Wida tidak mau menitipkan produknya ke toko-toko besar, apalagi supermarket, karena modal jadi tertahan di sana. “Saya yakin produk saya ini akan jadi incaran suatu saat nanti, jadi saya urus HAKI-nya. Saya sedang mengurus merk, akta notaris perusahaan.”
Berani Diadu
Soal rasa, Wida berani mengadunya dengan minuman pala lain yang ada di Bogor. Karena menggunakan pala asli, penjualan pun meningkat cepat. Sekarang ada tiga varian minuman pala yaitu sirup, minuman biasa, dan minuman premium. Yang terakhir ini menggunakan gula tapioka.
Dalam sebulan Wida mampu memproduksi 5.000-6.000 botol dengan harga minuman Rp5.000 - Rp6.000, Rp10.000 - Rp12.000 untuk minuman premium, dan sirup Rp15.000 per botol. “Keuntungan saya pakai untuk memutar modal sehingga jumlah produksi makin besar,” katanya. Untuk meningkatkan mutu minuman, ia menjalin kerja sama dengan beberapa pihak antara lain IPB.
Agar usaha makin berkembang, Wida juga rajin membuka dan memelihara link. Selain itu ia konsisten menjaga kualitas produk sehingga pembeli percaya. Pala Q awet sampai lima bulan di kulkas dan tahan 1-2 bulan di suhu ruang. Untuk sirup, di kulkas bisa awet sampai setahun.
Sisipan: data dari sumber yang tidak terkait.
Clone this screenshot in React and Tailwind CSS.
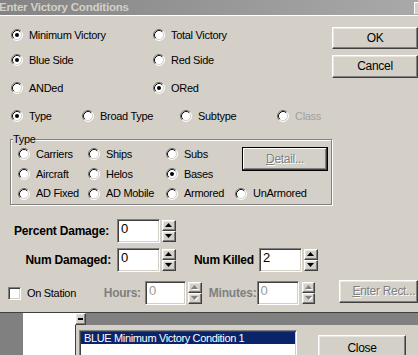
import React from "react";

const raised =
  "border border-t-white border-l-white border-r-[#404040] border-b-[#404040] shadow-[inset_-1px_-1px_0_#808080,inset_1px_1px_0_#e8e6e1]";
const sunken =
  "border border-t-[#808080] border-l-[#808080] border-r-white border-b-white shadow-[inset_1px_1px_0_#404040,inset_-1px_-1px_0_#d4d0c8]";

function Radio({ checked }) {
  return (
    <svg width="12" height="12" viewBox="0 0 12 12" className="shrink-0">
      <circle cx="6" cy="6" r="5" fill="white" />
      <path d="M2.11 9.89A5.5 5.5 0 0 1 9.89 2.11" stroke="#707070" fill="none" />
      <path d="M9.89 2.11A5.5 5.5 0 0 1 2.11 9.89" stroke="#ffffff" fill="none" />
      <path d="M2.82 9.18A4.5 4.5 0 0 1 9.18 2.82" stroke="#101010" fill="none" />
      <path d="M9.18 2.82A4.5 4.5 0 0 1 2.82 9.18" stroke="#d4d0c8" fill="none" />
      {checked && <circle cx="6" cy="6" r="2" fill="black" />}
    </svg>
  );
}

function RadioItem({ label, checked, disabled, className = "" }) {
  return (
    <div className={"flex items-center gap-[6px] " + className}>
      <Radio checked={checked} />
      <span className={disabled ? "text-[#a0a0a0]" : "text-black"}>{label}</span>
    </div>
  );
}

function Arrow({ up, disabled }) {
  const pts = up ? "3.5,0 7,4 0,4" : "0,0 7,0 3.5,4";
  return (
    <svg width="8" height="5" viewBox="0 0 8 5">
      {disabled && <polygon points={pts} fill="#ffffff" transform="translate(1,1)" />}
      <polygon points={pts} fill={disabled ? "#808080" : "#000000"} />
    </svg>
  );
}

function Spinner({ disabled, className = "" }) {
  return (
    <div className={"flex flex-col w-[14px] h-[22px] " + className}>
      <div className={"flex-1 flex items-center justify-center bg-[#d4d0c8] " + raised}>
        <Arrow up disabled={disabled} />
      </div>
      <div className={"flex-1 flex items-center justify-center bg-[#d4d0c8] " + raised}>
        <Arrow disabled={disabled} />
      </div>
    </div>
  );
}

function Field({ value, disabled, className = "" }) {
  return (
    <div
      className={
        "h-[24px] bg-white pl-[3px] pt-[1px] text-[13px] leading-[16px] " +
        (disabled ? "text-[#9a9a9a] " : "text-black ") +
        sunken +
        " " +
        className
      }
    >
      {value}
    </div>
  );
}

export default function App() {
  return (
    <div className="w-[418px] h-[355px] overflow-hidden bg-[#d4d0c8] font-['Liberation_Sans',Arial,sans-serif] text-[11px] tracking-[-0.3px] leading-[13px] select-none">
      {/* Title bar */}
      <div className="h-[15px] flex items-center bg-linear-to-r from-[#848484] to-[#a9a9a9]">
        <span className="ml-[-1px] font-bold text-[11.5px] tracking-[-0.2px] text-[#d4d0c8]">
          Enter Victory Conditions
        </span>
        <div className="ml-auto w-[4px] h-[12px] bg-[#d4d0c8] border-l border-t border-white"></div>
      </div>
      <div className="h-[1px] bg-white"></div>

      {/* Top radios + buttons */}
      <div className="flex">
        <div className="w-[335px] pl-[11px]">
          <div className="flex items-center h-[24px] mt-[7px]">
            <RadioItem className="w-[142px]" label="Minimum Victory" checked />
            <RadioItem label="Total Victory" />
          </div>
          <div className="flex items-center h-[26px]">
            <RadioItem className="w-[142px]" label="Blue Side" checked />
            <RadioItem label="Red Side" />
          </div>
          <div className="flex items-center h-[30px]">
            <RadioItem className="w-[142px]" label="ANDed" />
            <RadioItem label="ORed" checked />
          </div>
          <div className="flex items-center h-[26px]">
            <RadioItem className="w-[71px]" label="Type" checked />
            <RadioItem className="w-[98px]" label="Broad Type" />
            <RadioItem className="w-[97px]" label="Subtype" />
            <RadioItem label="Class" disabled />
          </div>
        </div>
        <div className="flex flex-col pt-[11px] gap-[6px]">
          <div className={"w-[86px] h-[22px] flex items-center justify-center text-[12px] bg-[#d4d0c8] " + raised}>
            OK
          </div>
          <div className={"w-[86px] h-[23px] flex items-center justify-center text-[12px] bg-[#d4d0c8] " + raised}>
            Cancel
          </div>
        </div>
      </div>

      {/* Type group box */}
      <div className="relative ml-[10px] mt-[10px] w-[322px] h-[66px] border border-[#808080] shadow-[inset_1px_1px_0_white,1px_1px_0_white] pl-[7px] pt-[4px]">
        <span className="absolute left-[2px] top-[-7px] bg-[#d4d0c8] leading-[12px]">Type</span>
        <div className="grid grid-cols-[70px_78px_69px_auto] grid-rows-[20px_20px_19px] items-center">
          <RadioItem label="Carriers" />
          <RadioItem label="Ships" />
          <RadioItem label="Subs" />
          <div
            className={
              "row-span-2 self-start mt-[3px] ml-[7px] w-[86px] h-[24px] flex items-center justify-center text-[12px] text-[#808080] [text-shadow:1px_1px_0_#ffffff] bg-[#d4d0c8] border border-black shadow-[inset_-1px_-1px_0_#404040,inset_1px_1px_0_#ffffff,inset_-2px_-2px_0_#808080]"
            }
          >
            <span>
              <span className="underline">D</span>etail...
            </span>
          </div>
          <RadioItem label="Aircraft" />
          <RadioItem label="Helos" />
          <RadioItem label="Bases" checked />
          <RadioItem label="AD Fixed" />
          <RadioItem label="AD Mobile" />
          <RadioItem label="Armored" />
          <RadioItem label="UnArmored" />
        </div>
      </div>

      {/* Percent Damage */}
      <div className="flex items-center h-[24px] mt-[14px]">
        <div className="w-[109px] text-right font-bold text-[12px] tracking-[-0.2px] whitespace-nowrap">
          Percent Damage:
        </div>
        <Field className="ml-[8px] w-[43px]" value="0" />
        <Spinner className="ml-[2px]" />
      </div>

      {/* Num Damaged / Num Killed */}
      <div className="flex items-center h-[24px] mt-[5px]">
        <div className="w-[111px] text-right font-bold text-[12px] tracking-[-0.2px] whitespace-nowrap">
          Num Damaged:
        </div>
        <Field className="ml-[6px] w-[43px]" value="0" />
        <Spinner className="ml-[2px]" />
        <div className="ml-[18px] w-[59px] font-bold text-[12px] tracking-[-0.3px] whitespace-nowrap">
          Num Killed
        </div>
        <Field className="ml-[6px] w-[43px]" value="2" />
        <Spinner className="ml-[2px]" />
      </div>

      {/* On Station row */}
      <div className="flex items-center h-[24px] mt-[9px]">
        <div className="w-[98px] ml-[8px] flex items-center gap-[6px]">
          <div className={"w-[13px] h-[13px] bg-white " + sunken}></div>
          <span>On Station</span>
        </div>
        <div className="w-[42px] font-bold text-[12px] text-[#808080] whitespace-nowrap">Hours:</div>
        <Field className="w-[42px]" value="0" disabled />
        <Spinner className="ml-[2px]" disabled />
        <div className="ml-[7px] w-[48px] font-bold text-[12px] text-[#808080] tracking-[-0.2px] whitespace-nowrap">
          Minutes:
        </div>
        <Field className="w-[43px]" value="0" disabled />
        <Spinner className="ml-[3px]" disabled />
        <div
          className={
            "ml-[24px] self-start mt-[-1px] w-[80px] h-[23px] flex items-center pl-[12px] text-[12px] text-[#808080] [text-shadow:1px_1px_0_#ffffff] bg-[#d4d0c8] " +
            raised
          }
        >
          <span className="whitespace-nowrap">
            <span className="underline">E</span>nter Rect...
          </span>
        </div>
      </div>

      {/* Bottom MDI area */}
      <div className="mt-[7px] h-[43px] border-t border-[#404040] flex">
        <div className="w-[23px] bg-[#808080]"></div>
        <div className="w-[52px] bg-white"></div>
        <div className="flex-1 flex flex-col">
          <div className="h-[12px] flex bg-[#808080]">
            <div className={"w-[11px] h-[12px] flex items-center justify-center bg-[#d4d0c8] " + raised}>
              <div className="w-[5px] h-[2px] bg-black"></div>
            </div>
          </div>
          <div className="flex-1 flex border-l border-[#404040] pl-[3px] pt-[5px]">
            <div className={"w-[218px] h-[30px] bg-white p-[1px] pt-[1px] " + sunken}>
              <div className="h-[12px] bg-[#0a246a] text-white text-[11px] tracking-[-0.35px] leading-[12px] pl-[3px] whitespace-nowrap">
                BLUE Minimum Victory Condition 1
              </div>
            </div>
            <div
              className={
                "ml-[21px] mt-[5px] w-[88px] h-[26px] flex items-center justify-center text-[12px] bg-[#d4d0c8] " +
                raised
              }
            >
              Close
            </div>
          </div>
        </div>
      </div>
    </div>
  );
}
Pala Q rupanya menarik perhatian banyak orang dari luar kota. “Saya sering menerima tamu dari berbagai daerah penghasil pala termasuk Papua, Sulawesi, Kalimantan, dan Maluku, yang ingin melakukan pelatihan di tempat saya. Ada juga hotel yang minta dipasok secara curah.”
Kini, selain membesarkan usaha Pala Q, Wida bercita-cita membuat Rumah Pala. “Semua olahan pala dibuat di sana dan juga sebagai belajar mengolah pala untuk umum. Lima tahun mendatang, saya targetkan bisa membranding pala sebagai identitas Kab. Bogor sekaligus bisa jadi oleh-oleh Kab. Bogor,” katanya.